Polkinghorne likens the fate of individual lives to the behavior subatomic particles — or, for that matter, to coin tosses. What happens to one person is inherently unpredictable. But what happens in the aggregate is absolutely determined. That is, you and I are free to create our own fates. But the course of history, the outcomes of multitudes of fates, is subject to God’s guiding hand. In this view, good triumphs over evil in the long run for the same reason that order emerges from the seeming chaos of electrons or that coin tosses eventually come out even. All are manifestations of God’s ongoing creation of the world.

We can also reconcile the paradox if man really have no free will.

But most would recoil at this idea, for it immediately destroys all concepts and consequences of accountability, and raises the spectre of chaos and anarchy and lawlessness.

There is however another possible position, namely that of restricted free will: you can freely will but only over a restricted set of actions or options, and for which you can be held accountable, and for which the conseqences are attributable to your will in some direct but limited way.

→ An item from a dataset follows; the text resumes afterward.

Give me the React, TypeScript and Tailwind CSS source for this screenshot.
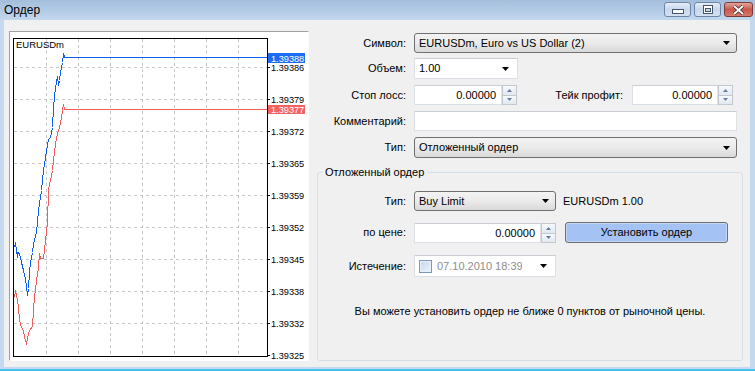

Using a mathematical analogy, if free will is a function F, then man is restricted to only a certain domain, say the close interval [0,1] and not from minus infinity to plus infinity. Further the function F may have a restricted mapping, let say it is F’, perhaps it cannot exceed a certain upper value, for example.

Now then you may ask what is the meaning of all these?

Well maybe it is to educated us as to what free will really is, ironic as it may be. It is like a child or a student in school, where toys or laboratory problems are used to teach before he gets out into the real world.